XIV. Louis ise, sanatçıların koruyucusu durumunda olduğundan, bu dönemde Louvre resmen “Cumhuriyet Merkez Müzesi” olmuş, “Büyük Galeri”, Louvre’un ilk büyük sergi salonu olarak kabul edilmişti. Yeni galerilerin ilavesiyle, 1803 yılında adı “Napolyon Müzesi” olarak değiştirildi.

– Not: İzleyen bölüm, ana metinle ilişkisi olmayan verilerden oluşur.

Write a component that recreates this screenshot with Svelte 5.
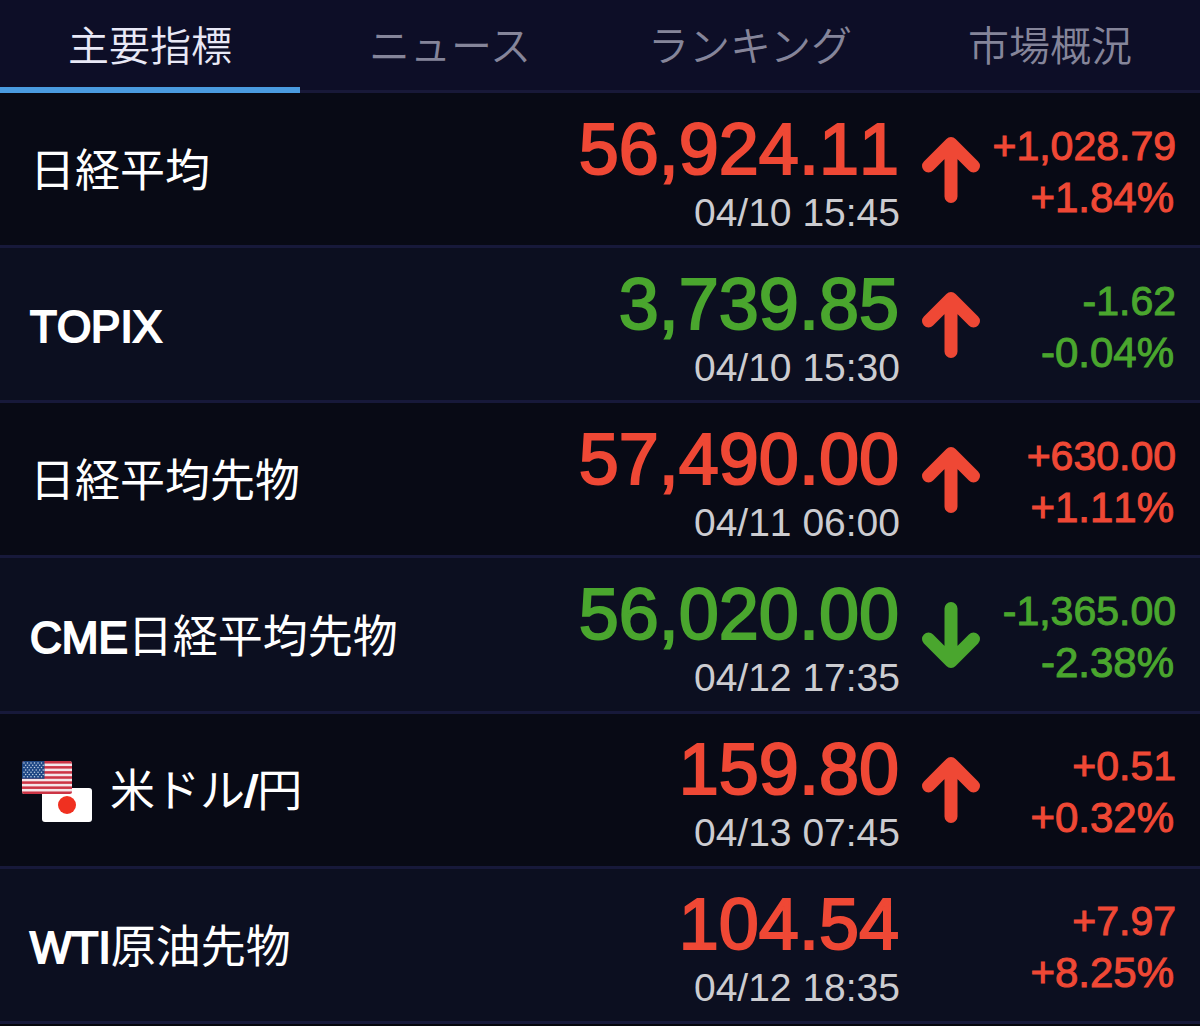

Napolyon, savaşlardan getirdiği ganimetleri, sergilemeye başlarken, Avrupa’da gelişen eski eser toplama ve büyük müzeler yaratma düşüncesi, bir yarışa dönüşmüş, bu yarışta Fransızlar başı çekmişti.
Mimari gelişimi devam eden Louvre 1870’lerde büyük bir yangınla tahrip oldu. 1882 yılına gelindiğinde ise, onarımı sona erip, güney, kuzey ve batı pavyonları açılmıştı. Devam eden gelişmeler ve eklemelerle, büyüyen ve zenginleşen Louvre Müzesi, kanatlarıyla, yer altında kalan eski kalenin duvarlarıyla, onbinlerce eserin koruyucusu konumundaki işleviyle ve en son 1989 yılında inşa edilen Cam Piramitlerden oluşan Postmodern yaratıcılığın elinde bu günkü konumunu almıştır.